Ed Sheeran[エド・シーラン]は間違いなく今世紀にその名を遺す天才ソングライターだ。
彼がデビュー・アルバムの「+」をリリースしたのは2011年である。
このブログで度々書いてきたとおり、筆者は2000年以降に登場したアーティストを積極的に聴いてこなかった。
それ故、「+」がリリースされた当時、Ed Sheeranの名前は洋楽雑誌で知っていたものの「+」を買って聴くまでには至らなかった。
しかし、それから数年が経ち、FMから流れてきた彼のデビュー・シングル、"The A Team"を偶然聴くことになり、あまりの曲の良さにノックアウトされてしまったのである。

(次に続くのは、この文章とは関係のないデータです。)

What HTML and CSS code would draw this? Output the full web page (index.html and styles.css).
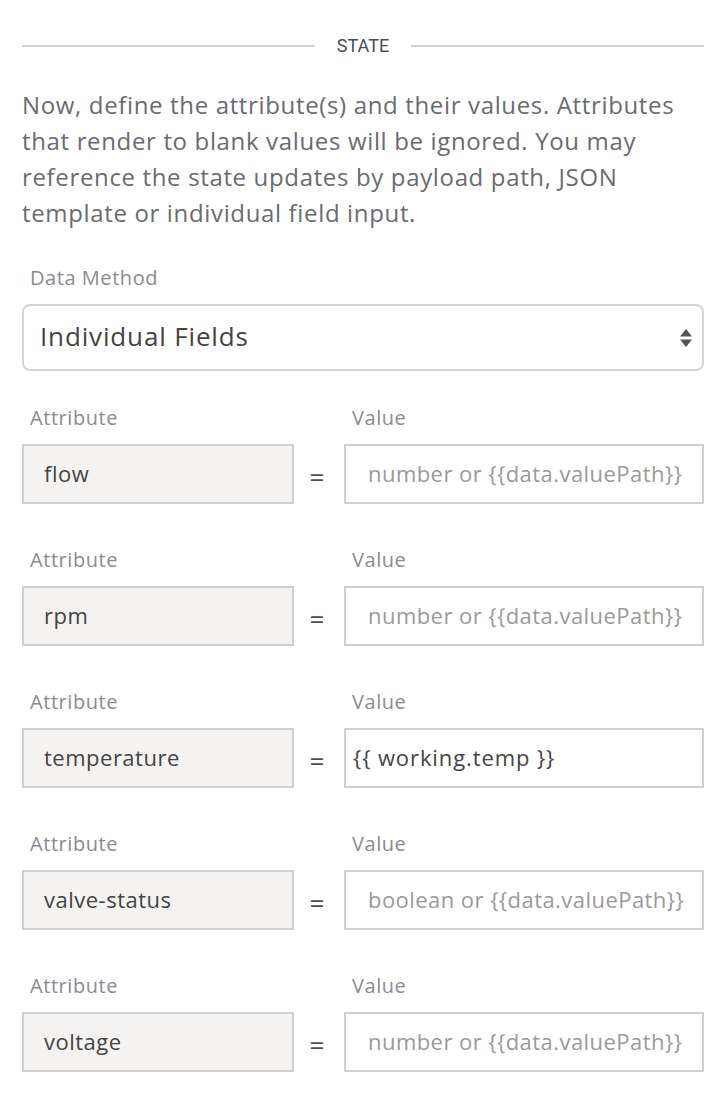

それはもう、"The A Team"を聴いている間、頭がクラクラするほどの衝撃を受け、「このままこの曲が終わらないで欲しい」と望んだほどだ。
その後、デビュー・アルバムの「+」を聴き、一聴すると素朴ながらも、実は緻密に構築された収録曲の美しさに再びノックアウトされることになったのである。
筆者はよほど好きなアーティストでない限り歌詞には無関心なのだが、Ed Sheeranの場合は歌詞が知りたくなり、訳詞を読んでみたのだが、筆者の好きなラヴ・ソングが多かったので更に彼の曲を好きになることができた。
結局のところ、筆者が最も好きな曲は、いつだってラヴ・ソングなのである。
メッセージ性の強い曲も、それはそれで有りだと思うし、そういったアーティストの曲も聴くのだが、英語力が無さすぎて歌を聴きながら歌詞を理解することが出来ないので、結局は歌詞ではなく曲を聴いているのである。
その点、ラヴ・ソングなら筆者でも理解できる単語が出てくることもあるので、歌詞も少しだけ楽しむことができるのが良い。
Ed Sheeranは日常の風景を切り取るのが上手い。
Ed Sheeranは顔だけ見ると素朴な青年に見えるのだが、刺青だらけの彼の体を見ると「この人も9時-6時の仕事はできひん人なんやろなぁ」と思えるし、たぶん実際もそうなのだろう。
そんな、所謂「普通」と呼ばれる日常から遠くはなれた場所にいる彼のような人が、普通ではない感性で巧みに日常の風景を切り取り、それを筆者のような普通の人に寄り添うように歌ってくれるところが、リスナーを惹き付けて止まない彼の最大の魅力なのだろう。